Within the sanctuary, the church positioned a massive light source in the middle of the nave and pointed it squarely out through their towering stained glass windows. Because the light originates from within the private, enclosed structure of the building, it falls entirely outside the purview of the Planning and Zoning Commission. The town had successfully ordered the church to turn off the spotlights illuminating the building; in response, the church turned the building itself into a spotlight.
The Erosion of Moral Authority
Today, the Holy Trinity Chapel serves as Sherman's second blinding light dome. It radiates street-side, transforming a quiet country church into a neon billboard of defiance.
If the school’s unrelenting industrial lights represent municipal overreach, the church’s brilliantly backlit stained glass represents a flawlessly executed lesson in civic misbehavior. It is a luminous standoff that speaks volumes about the current state of Sherman’s local government.
This situation is a highly visible metaphor for the erosion of a municipality's moral authority. The foundation of local government relies entirely on a delicate social contract: the belief that the rules apply equally to everyone.

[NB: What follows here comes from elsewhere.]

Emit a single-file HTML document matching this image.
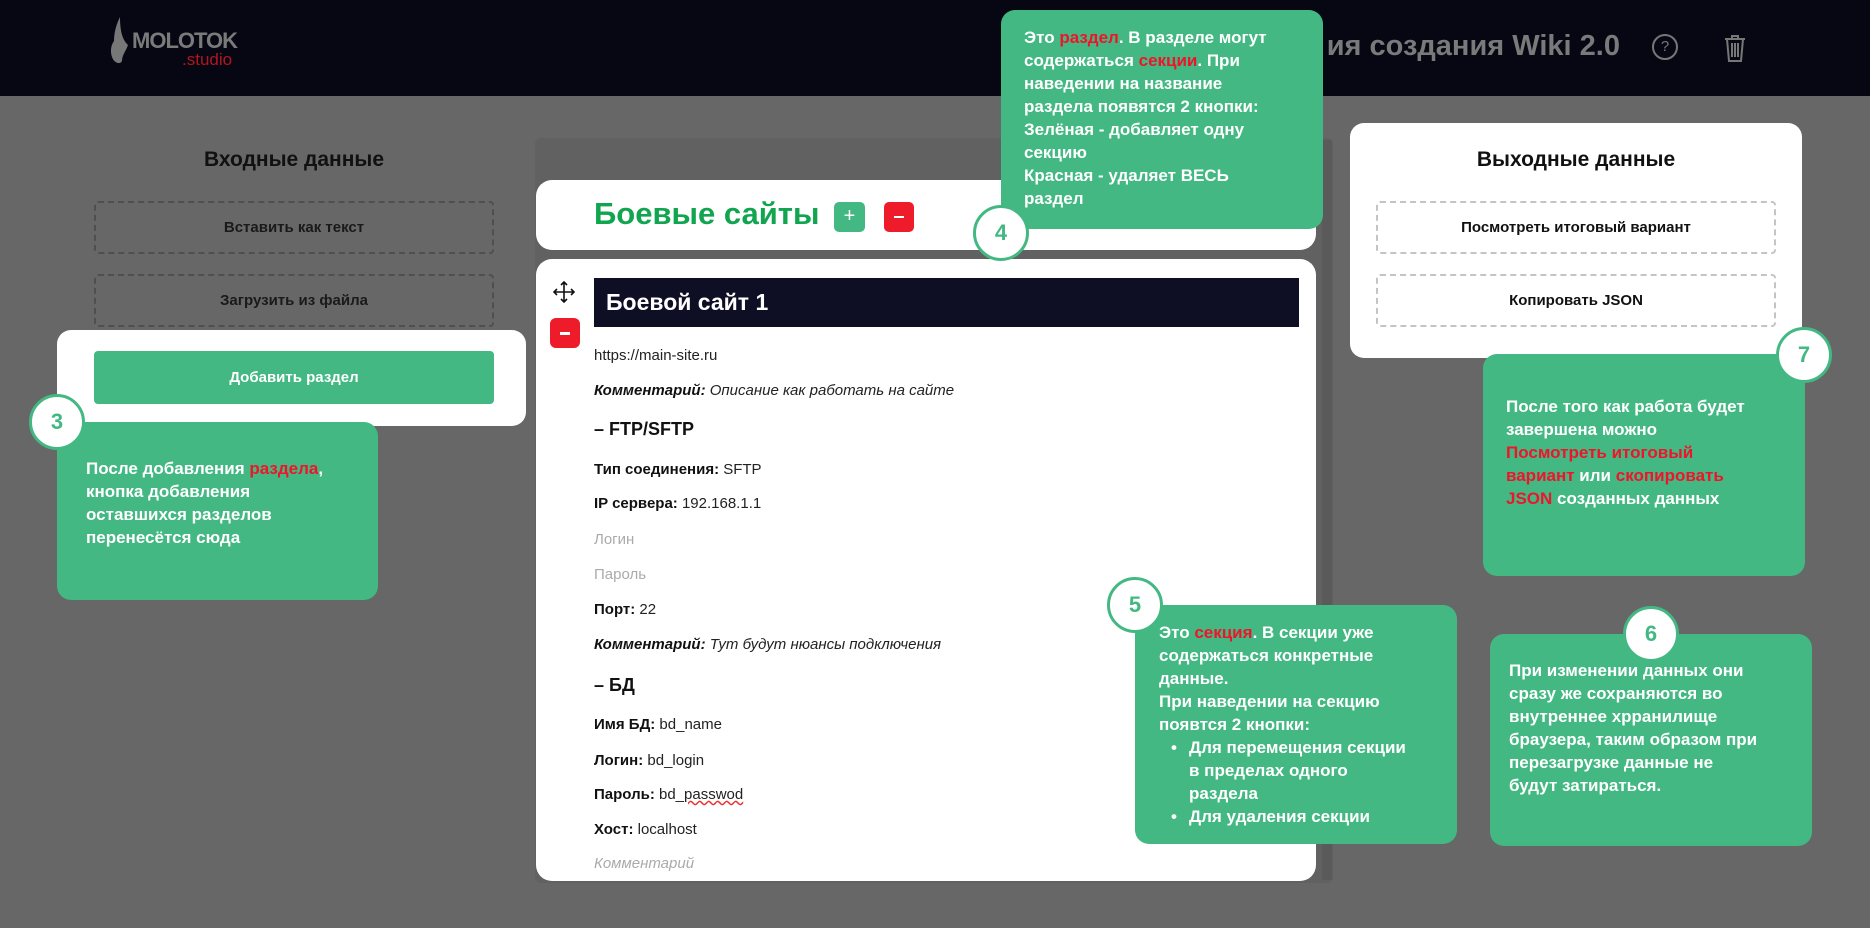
<!DOCTYPE html>
<html><head><meta charset="utf-8"><style>
*{box-sizing:border-box;margin:0;padding:0}
body{width:1870px;height:928px;background:#676767;font-family:"Liberation Sans",Arial,sans-serif;position:relative;overflow:hidden}
.abs{position:absolute}
.hdr{left:0;top:0;width:1870px;height:96px;background:#070714}
.dash{position:absolute;border:2px dashed #4f4f4f;border-radius:4px;display:flex;align-items:center;justify-content:center;font-size:15px;font-weight:bold;color:#1a1a1a}
.dashw{border-color:#c4c4c4;color:#111}
.tip{position:absolute;background:#43b883;border-radius:14px;color:#fff;font-weight:bold;font-size:17px;line-height:23px;white-space:nowrap}
.r{color:#f0142a}
.circ{position:absolute;width:56px;height:56px;border-radius:50%;background:#fff;border:3px solid #43b883;color:#43b883;font-weight:bold;font-size:22px;display:flex;align-items:center;justify-content:center}
.ln{position:absolute;left:594px;font-size:15px;color:#222;white-space:nowrap}
.ln b{color:#111}
.ph{color:#aaa}
.h4{font-size:18px;font-weight:bold;color:#111}
</style></head><body>
<div class="abs hdr"></div>
<svg class="abs" style="left:108px;top:15px" width="24" height="52" viewBox="0 0 24 52"><path d="M12 2 C8 10 6 18 6 26 C3 30 2 36 4 42 C6 48 12 50 14 46 C14 40 18 36 20 30 C16 26 12 20 12 2Z" fill="#777"/></svg>
<div class="abs" style="left:132px;top:28px;font-size:22px;font-weight:bold;color:#7a7a7a;letter-spacing:-1px">MOLOTOK</div>
<div class="abs" style="left:182px;top:50px;font-size:17px;color:#b01620">.studio</div>
<div class="abs" style="left:1310px;top:30px;width:310px;text-align:right;font-size:29px;font-weight:bold;color:#7a7a7a;white-space:nowrap;overflow:hidden">ия создания Wiki 2.0</div>
<div class="abs" style="left:1652px;top:34px;width:26px;height:26px;border:2px solid #777;border-radius:50%;color:#777;font-size:15px;text-align:center;line-height:22px">?</div>
<svg class="abs" style="left:1723px;top:33px" width="24" height="30" viewBox="0 0 24 30" fill="none" stroke="#777" stroke-width="2"><path d="M2 6h20M9 6V3h6v3M4 6l2 22h12l2-22M9 10v14M12 10v14M15 10v14"/></svg>

<div class="abs" style="left:94px;top:148px;width:400px;text-align:center;font-size:21px;font-weight:bold;color:#111">Входные данные</div>
<div class="dash" style="left:94px;top:201px;width:400px;height:53px">Вставить как текст</div>
<div class="dash" style="left:94px;top:274px;width:400px;height:53px">Загрузить из файла</div>
<div class="abs" style="left:57px;top:330px;width:469px;height:96px;background:#fff;border-radius:14px"></div>
<div class="abs" style="left:94px;top:351px;width:400px;height:53px;background:#43b883;border-radius:4px;color:#fff;font-weight:bold;font-size:15px;display:flex;align-items:center;justify-content:center">Добавить раздел</div>

<div class="abs" style="left:535px;top:138px;width:798px;height:745px;background:#616161;border-radius:6px"></div>
<div class="abs" style="left:1322px;top:140px;width:10px;height:740px;background:#5a5a5a"></div>
<div class="abs" style="left:536px;top:180px;width:780px;height:70px;background:#fff;border-radius:16px"></div>
<div class="abs" style="left:594px;top:196px;font-size:31px;font-weight:bold;color:#12a550">Боевые сайты</div>
<div class="abs" style="left:834px;top:202px;width:31px;height:30px;background:#43b883;border-radius:5px;color:#fff;font-size:20px;text-align:center;line-height:29px">+</div>
<div class="abs" style="left:884px;top:202px;width:30px;height:30px;background:#ee1b2a;border-radius:5px"><div style="position:absolute;left:10px;top:14px;width:10px;height:2px;background:#fff"></div></div>

<div class="abs" style="left:536px;top:259px;width:780px;height:622px;background:#fff;border-radius:16px"></div>
<svg class="abs" style="left:553px;top:281px" width="22" height="22" viewBox="0 0 22 22" fill="none" stroke="#111" stroke-width="1.6"><path d="M11 1v20M1 11h20M8 4l3-3 3 3M8 18l3 3 3-3M4 8l-3 3 3 3M18 8l3 3-3 3"/></svg>
<div class="abs" style="left:550px;top:318px;width:30px;height:30px;background:#ee1b2a;border-radius:6px"><div style="position:absolute;left:10px;top:14px;width:10px;height:2.5px;background:#fff"></div></div>
<div class="abs" style="left:594px;top:278px;width:705px;height:49px;background:#0e0f24;color:#fff;font-size:23px;font-weight:bold;padding-left:12px;line-height:49px">Боевой сайт 1</div>
<div class="ln" style="top:347px">https://main-site.ru</div>
<div class="ln" style="top:382px;font-style:italic"><b>Комментарий:</b> Описание как работать на сайте</div>
<div class="ln h4" style="top:419px">– FTP/SFTP</div>
<div class="ln" style="top:461px"><b>Тип соединения:</b> SFTP</div>
<div class="ln" style="top:495px"><b>IP сервера:</b> 192.168.1.1</div>
<div class="ln ph" style="top:531px">Логин</div>
<div class="ln ph" style="top:566px">Пароль</div>
<div class="ln" style="top:601px"><b>Порт:</b> 22</div>
<div class="ln" style="top:636px;font-style:italic"><b>Комментарий:</b> Тут будут нюансы подключения</div>
<div class="ln h4" style="top:675px">– БД</div>
<div class="ln" style="top:716px"><b>Имя БД:</b> bd_name</div>
<div class="ln" style="top:752px"><b>Логин:</b> bd_login</div>
<div class="ln" style="top:786px"><b>Пароль:</b> bd_<span style="text-decoration:underline wavy #e33">passwod</span></div>
<div class="ln" style="top:821px"><b>Хост:</b> localhost</div>
<div class="ln ph" style="top:855px;font-style:italic">Комментарий</div>

<div class="abs" style="left:1350px;top:123px;width:452px;height:235px;background:#fff;border-radius:14px"></div>
<div class="abs" style="left:1376px;top:148px;width:400px;text-align:center;font-size:21px;font-weight:bold;color:#111">Выходные данные</div>
<div class="dash dashw" style="left:1376px;top:201px;width:400px;height:53px">Посмотреть итоговый вариант</div>
<div class="dash dashw" style="left:1376px;top:274px;width:400px;height:53px">Копировать JSON</div>

<div class="tip" style="left:57px;top:422px;width:321px;height:178px;padding:35px 0 0 29px">После добавления <span class="r">раздела</span>,<br>кнопка добавления<br>оставшихся разделов<br>перенесётся сюда</div>
<div class="circ" style="left:29px;top:394px">3</div>

<div class="tip" style="left:1001px;top:10px;width:322px;height:219px;padding:16px 0 0 23px">Это <span class="r">раздел</span>. В разделе могут<br>содержаться <span class="r">секции</span>. При<br>наведении на название<br>раздела появятся 2 кнопки:<br>Зелёная - добавляет одну<br>секцию<br>Красная - удаляет ВЕСЬ<br>раздел</div>
<div class="circ" style="left:973px;top:205px">4</div>

<div class="tip" style="left:1483px;top:354px;width:322px;height:222px;padding:41px 0 0 23px">После того как работа будет<br>завершена можно<br><span class="r">Посмотреть итоговый<br>вариант</span> или <span class="r">скопировать<br>JSON</span> созданных данных</div>
<div class="circ" style="left:1776px;top:327px">7</div>

<div class="tip" style="left:1135px;top:605px;width:322px;height:239px;padding:16px 0 0 24px">Это <span class="r">секция</span>. В секции уже<br>содержаться конкретные<br>данные.<br>При наведении на секцию<br>появтся 2 кнопки:<br><span style="display:inline-block;width:30px;text-align:center">•</span>Для перемещения секции<br><span style="display:inline-block;width:30px"></span>в пределах одного<br><span style="display:inline-block;width:30px"></span>раздела<br><span style="display:inline-block;width:30px;text-align:center">•</span>Для удаления секции</div>
<div class="circ" style="left:1107px;top:577px">5</div>

<div class="tip" style="left:1490px;top:634px;width:322px;height:212px;padding:25px 0 0 19px">При изменении данных они<br>сразу же сохраняются во<br>внутреннее хрранилище<br>браузера, таким образом при<br>перезагрузке данные не<br>будут затираться.</div>
<div class="circ" style="left:1623px;top:606px">6</div>
</body></html>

When an administration tells a resident that the rules simply do not apply to the government’s own massive megaproject, the townspeople listen. When the social contract is broken by elected officials, residents realize that the regulations are merely suggestions. If the town will not police itself, the residents realize they owe the town no higher standard of compliance than the absolute, bare-minimum letter of the law.
By weaponizing its own stained glass, the church held an undeniable mirror up to Town Hall. They learned the administration's lesson well, and they applied it with devastating grace: the rules only apply when it is politically convenient, and loopholes are meant to be exploited.
The administration demanded compliance. The church delivered it, brilliantly illuminated for the entire town to see.